So that's one of the things that we try to push as a
service-oriented kind of group, is quality and putting stuff out for a
purpose. And it takes a long time to get there to get people to
actually understand the quality behind Web work. And the amount of time
that it takes to get things out there and why they should be out
there--and
really, what an impact, because we've spent sometimes...
Some group, I
forget who it was, but they really wanted a site and they wanted to do
all the stuff. After looking at their analytics, they only get around
50 to
100 visitors per month. And that's almost two people per day. And there
really shouldn't have had a--not that they shouldn't have had a
website,
but their website did not need to be the big project that it was. And
coming from, I guess, an expert point of view, they really didn't want
to
hear our opinion as far as what their site should be doing
strategy-wise and things like that.
But that was a couple of years ago, and now we, after building
relationships around campus, have been able to come to people and
say, "No, this is kind of really what you need, and this is why it
should be that way."
And it really comes down to building those
personal relationships with people around campus and steering around
the people exactly that are going to get in your way and kind of just
have their place at the university and this is what they do and people
shouldn't be doing this, that or whatever. Getting around those
people and getting to the people who really want to make a difference
at the university, and those are the people who really affect kind of
the morale.
And people talk. It's really funny because we don't... Like,
we have a site at the university, but we don't really put a list of our
services. We kind of do but not really.
We don't have any of our prices on there. We don't have really
anything on there. All of the people who have come to our
department have been through word-of-mouth. So one person gets...
They go
through our department and their site looks really well-designed,
really well-written content, and they have a presence which they can be
proud of. Everybody else gets envious. And that's kind of been our kind
of approach to building credibility on campus.
Matt Herzberger: And I
think--to
add to that, I know there's a couple universities out there that have
really, really embraced this kind of service model and been able to
produce some great stuff with it. I mean, Nick's team does great stuff. I follow his blog. Seriously, I'm amazed at the amount of sites that they
push out. Like, Notre Dame has a really good agency model. And I think,
again, what he hit on is that it's for the user and that it's of
quality.
I know part of the reason, really, that I am where I am is
because there was that service group but they really didn't push out
things of quality. They just did things by deadline. And I actually
hired away one of their developers and he said it's nice to actually
have time to see something quality to fruition rather than just having
to crank it out in the time constraints that you're given, which they
don't
even give the time constraint. They're just told when they're needed
by. And I think the ability like Nick's group to be able to produce
quality stuff, especially if you're a service group, you need
to--whether it's just your group or it's your project manager be able
to
set reasonable timelines to make it so you do it right. Yeah.

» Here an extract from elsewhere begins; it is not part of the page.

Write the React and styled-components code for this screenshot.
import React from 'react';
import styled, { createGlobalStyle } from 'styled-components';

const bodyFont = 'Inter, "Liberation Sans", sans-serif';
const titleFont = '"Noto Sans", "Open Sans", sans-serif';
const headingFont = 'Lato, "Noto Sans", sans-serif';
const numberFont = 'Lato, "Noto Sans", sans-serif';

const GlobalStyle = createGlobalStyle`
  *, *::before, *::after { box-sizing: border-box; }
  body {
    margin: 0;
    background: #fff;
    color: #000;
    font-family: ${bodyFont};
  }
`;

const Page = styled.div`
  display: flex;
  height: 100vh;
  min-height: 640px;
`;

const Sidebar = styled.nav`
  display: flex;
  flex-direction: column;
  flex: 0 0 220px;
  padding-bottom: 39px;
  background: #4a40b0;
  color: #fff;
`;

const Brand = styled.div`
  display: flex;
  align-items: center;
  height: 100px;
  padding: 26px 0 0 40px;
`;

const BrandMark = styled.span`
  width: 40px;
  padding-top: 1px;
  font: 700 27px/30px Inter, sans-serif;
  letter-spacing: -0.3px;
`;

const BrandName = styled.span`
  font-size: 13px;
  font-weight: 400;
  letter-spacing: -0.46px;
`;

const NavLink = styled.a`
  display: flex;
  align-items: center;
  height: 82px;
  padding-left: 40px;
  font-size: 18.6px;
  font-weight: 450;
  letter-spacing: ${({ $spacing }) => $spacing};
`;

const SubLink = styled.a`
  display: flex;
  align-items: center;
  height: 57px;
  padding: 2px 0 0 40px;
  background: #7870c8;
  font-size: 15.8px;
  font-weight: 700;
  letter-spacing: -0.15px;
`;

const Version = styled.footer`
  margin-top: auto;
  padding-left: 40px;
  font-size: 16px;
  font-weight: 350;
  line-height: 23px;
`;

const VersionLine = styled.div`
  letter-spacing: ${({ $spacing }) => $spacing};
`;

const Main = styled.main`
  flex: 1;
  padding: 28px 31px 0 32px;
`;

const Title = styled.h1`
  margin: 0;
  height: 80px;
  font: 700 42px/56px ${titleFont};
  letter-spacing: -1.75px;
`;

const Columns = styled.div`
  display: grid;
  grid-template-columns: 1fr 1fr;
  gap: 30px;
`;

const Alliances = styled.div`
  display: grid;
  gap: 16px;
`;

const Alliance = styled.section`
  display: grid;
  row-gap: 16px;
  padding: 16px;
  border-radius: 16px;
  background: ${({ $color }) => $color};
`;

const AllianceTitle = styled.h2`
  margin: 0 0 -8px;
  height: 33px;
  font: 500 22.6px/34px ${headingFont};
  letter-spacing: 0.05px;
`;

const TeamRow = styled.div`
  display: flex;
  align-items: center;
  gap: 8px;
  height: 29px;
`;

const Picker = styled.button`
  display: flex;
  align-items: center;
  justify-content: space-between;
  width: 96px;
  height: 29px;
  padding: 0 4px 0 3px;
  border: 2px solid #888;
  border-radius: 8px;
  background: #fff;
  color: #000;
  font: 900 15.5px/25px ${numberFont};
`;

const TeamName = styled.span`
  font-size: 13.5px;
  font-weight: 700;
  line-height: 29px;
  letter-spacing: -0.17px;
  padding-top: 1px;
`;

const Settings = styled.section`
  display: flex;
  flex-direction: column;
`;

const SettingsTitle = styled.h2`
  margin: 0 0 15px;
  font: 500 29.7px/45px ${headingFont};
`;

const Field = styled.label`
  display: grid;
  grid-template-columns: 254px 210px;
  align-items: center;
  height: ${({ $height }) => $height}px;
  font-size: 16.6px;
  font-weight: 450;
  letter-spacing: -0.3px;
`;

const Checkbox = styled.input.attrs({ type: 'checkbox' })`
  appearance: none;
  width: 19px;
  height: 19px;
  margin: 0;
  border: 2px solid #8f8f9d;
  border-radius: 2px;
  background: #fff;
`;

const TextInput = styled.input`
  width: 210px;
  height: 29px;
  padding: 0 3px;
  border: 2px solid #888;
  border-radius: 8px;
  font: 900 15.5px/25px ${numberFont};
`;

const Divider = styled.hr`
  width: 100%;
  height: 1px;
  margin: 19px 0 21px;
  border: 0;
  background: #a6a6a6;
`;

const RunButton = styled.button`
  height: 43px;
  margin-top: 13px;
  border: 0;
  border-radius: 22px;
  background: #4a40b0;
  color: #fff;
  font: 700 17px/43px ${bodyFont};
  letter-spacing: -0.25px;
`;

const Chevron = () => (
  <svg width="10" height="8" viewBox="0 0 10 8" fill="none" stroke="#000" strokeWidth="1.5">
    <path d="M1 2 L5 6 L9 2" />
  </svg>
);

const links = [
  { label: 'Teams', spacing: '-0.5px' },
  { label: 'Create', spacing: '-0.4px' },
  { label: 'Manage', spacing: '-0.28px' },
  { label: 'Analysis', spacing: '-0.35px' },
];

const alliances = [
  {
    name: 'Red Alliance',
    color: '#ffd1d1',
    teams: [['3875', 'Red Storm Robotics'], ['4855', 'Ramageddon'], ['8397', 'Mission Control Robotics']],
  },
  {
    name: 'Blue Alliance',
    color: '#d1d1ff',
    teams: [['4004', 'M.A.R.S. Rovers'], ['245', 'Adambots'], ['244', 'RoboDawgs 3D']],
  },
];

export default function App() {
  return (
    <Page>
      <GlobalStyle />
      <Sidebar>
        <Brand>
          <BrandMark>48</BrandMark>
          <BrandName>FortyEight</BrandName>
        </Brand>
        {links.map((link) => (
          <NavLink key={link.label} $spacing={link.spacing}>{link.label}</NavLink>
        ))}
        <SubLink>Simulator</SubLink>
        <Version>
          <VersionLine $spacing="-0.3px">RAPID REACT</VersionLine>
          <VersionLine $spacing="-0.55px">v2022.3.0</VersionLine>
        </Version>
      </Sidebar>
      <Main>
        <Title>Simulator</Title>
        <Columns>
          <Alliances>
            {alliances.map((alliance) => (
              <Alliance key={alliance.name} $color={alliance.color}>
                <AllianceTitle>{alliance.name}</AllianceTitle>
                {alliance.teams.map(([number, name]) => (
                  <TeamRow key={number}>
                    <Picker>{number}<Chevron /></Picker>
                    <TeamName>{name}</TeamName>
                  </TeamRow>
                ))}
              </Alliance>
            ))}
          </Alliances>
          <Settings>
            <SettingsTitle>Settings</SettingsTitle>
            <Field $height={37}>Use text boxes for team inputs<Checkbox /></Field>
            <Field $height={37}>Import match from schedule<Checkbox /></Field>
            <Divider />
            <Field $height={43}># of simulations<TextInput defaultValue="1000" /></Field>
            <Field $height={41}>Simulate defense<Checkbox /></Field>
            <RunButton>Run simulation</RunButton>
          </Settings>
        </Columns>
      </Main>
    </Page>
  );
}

Audience 7: You mentioned that you
started to move out, you started a team. Then you have, like, three
people?
Matt Herzberger: Yep.
Audience 7: How did
you make the case? You hired away so how did you make the case for that?
Matt Herzberger: Well,
I was pretty
much brought on by, like, a special initiative on campus. They realized
that there was this huge--that the main university website, nobody
really took it by
the reins and took ownership of it, so it was like the glaring example
of how not to do a website on campus. And that's what I've inherited.
So I have a huge task in front of myself. And if you still go to our
site, it's in horrible condition.
But, let's see. Could you repeat that? Because I
kind of
just lost track. I'm sorry.
[Laughter]
Audience 7: How did
you get the money?
Matt Herzberger: Oh,
OK. Yeah. So
when I was brought on, they had kind of an allotment of money.

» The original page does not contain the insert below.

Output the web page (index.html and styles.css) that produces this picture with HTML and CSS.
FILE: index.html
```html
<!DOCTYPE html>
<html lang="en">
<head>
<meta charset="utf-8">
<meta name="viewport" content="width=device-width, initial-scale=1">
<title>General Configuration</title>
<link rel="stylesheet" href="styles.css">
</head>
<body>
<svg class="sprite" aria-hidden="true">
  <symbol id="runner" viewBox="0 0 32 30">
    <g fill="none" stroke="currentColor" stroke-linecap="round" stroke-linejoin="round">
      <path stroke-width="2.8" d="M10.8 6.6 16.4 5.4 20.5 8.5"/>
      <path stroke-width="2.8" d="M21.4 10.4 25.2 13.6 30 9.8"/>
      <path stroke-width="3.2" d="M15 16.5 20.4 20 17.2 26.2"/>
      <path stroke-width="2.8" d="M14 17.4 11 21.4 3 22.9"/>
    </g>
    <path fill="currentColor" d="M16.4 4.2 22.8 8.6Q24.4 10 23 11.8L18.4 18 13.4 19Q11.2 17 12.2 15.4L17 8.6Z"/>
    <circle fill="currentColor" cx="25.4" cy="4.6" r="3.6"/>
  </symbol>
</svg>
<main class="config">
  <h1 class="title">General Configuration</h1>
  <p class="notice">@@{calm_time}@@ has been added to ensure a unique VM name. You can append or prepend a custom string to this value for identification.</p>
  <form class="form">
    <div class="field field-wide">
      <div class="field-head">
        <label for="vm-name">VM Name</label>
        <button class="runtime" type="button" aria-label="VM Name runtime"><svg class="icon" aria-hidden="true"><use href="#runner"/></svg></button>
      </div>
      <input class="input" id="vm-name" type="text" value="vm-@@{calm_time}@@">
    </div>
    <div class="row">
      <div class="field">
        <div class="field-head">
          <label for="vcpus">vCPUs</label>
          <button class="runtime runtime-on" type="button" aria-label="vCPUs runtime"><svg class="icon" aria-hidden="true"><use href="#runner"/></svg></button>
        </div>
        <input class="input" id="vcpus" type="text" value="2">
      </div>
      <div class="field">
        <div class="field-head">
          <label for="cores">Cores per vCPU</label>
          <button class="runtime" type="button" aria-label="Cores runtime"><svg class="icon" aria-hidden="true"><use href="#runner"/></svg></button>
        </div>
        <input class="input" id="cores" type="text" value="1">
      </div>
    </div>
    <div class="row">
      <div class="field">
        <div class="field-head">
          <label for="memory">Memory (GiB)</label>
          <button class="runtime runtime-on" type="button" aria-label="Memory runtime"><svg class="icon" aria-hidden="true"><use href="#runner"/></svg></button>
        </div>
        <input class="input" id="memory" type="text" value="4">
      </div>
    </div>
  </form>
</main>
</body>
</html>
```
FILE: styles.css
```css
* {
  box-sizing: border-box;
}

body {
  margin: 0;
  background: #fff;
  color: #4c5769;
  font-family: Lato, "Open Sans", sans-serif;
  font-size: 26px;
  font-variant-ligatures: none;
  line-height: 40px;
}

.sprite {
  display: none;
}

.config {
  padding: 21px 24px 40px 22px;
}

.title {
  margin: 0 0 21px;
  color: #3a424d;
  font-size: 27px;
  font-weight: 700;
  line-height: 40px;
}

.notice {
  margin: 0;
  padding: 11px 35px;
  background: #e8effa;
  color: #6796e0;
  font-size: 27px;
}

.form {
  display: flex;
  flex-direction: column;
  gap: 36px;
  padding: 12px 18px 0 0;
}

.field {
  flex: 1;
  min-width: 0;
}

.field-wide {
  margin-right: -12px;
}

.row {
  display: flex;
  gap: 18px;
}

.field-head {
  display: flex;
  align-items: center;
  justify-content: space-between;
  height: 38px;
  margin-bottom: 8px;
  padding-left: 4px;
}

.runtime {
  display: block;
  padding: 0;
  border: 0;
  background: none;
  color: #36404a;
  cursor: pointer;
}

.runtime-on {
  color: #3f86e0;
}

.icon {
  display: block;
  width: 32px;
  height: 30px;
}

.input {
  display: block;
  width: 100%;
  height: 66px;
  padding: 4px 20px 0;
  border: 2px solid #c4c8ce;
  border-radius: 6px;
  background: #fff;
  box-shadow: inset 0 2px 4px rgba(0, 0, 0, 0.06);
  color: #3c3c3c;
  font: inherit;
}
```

Honestly, like, I give my boss who really knows very little about Web a
lot of credit that she had the forethought and did the research to
figure out what it was that we needed. Because I was brought on and
pretty much given a playbook, an allotment of who I needed to get I've
kind of switched up, you know.
I was pretty much given the ability to bring on myself. Hire
free people, at least in this first fiscal year, and purchase a CMS was
what I was given to do. So I can't take credit for it. They did all the
homework on this. They went to every single committee director, board,
all that stuff, and really just... They did a stellar job of being
there.
I mean, if it weren't for my boss, I would've left by now
because the
amount of political stuff that I've had to deal with, if it weren't for
her being so supportive and having done all this--again, she doesn't
know Web, but she spent the time to figure out what it takes to get a
properly functioning team. Really, all the credit goes to her.
And I'm
not a kiss-ass. I'm genuinely saying this because she's probably not
going to hear this. Like, it is all to them that they really fought and
scrimped and pulled budget
money to bring this group on that completely came--I mean, when I
started, I was
just sitting by myself making up like IA documents from Day 1 and it
was me sitting, and then I hired my own team.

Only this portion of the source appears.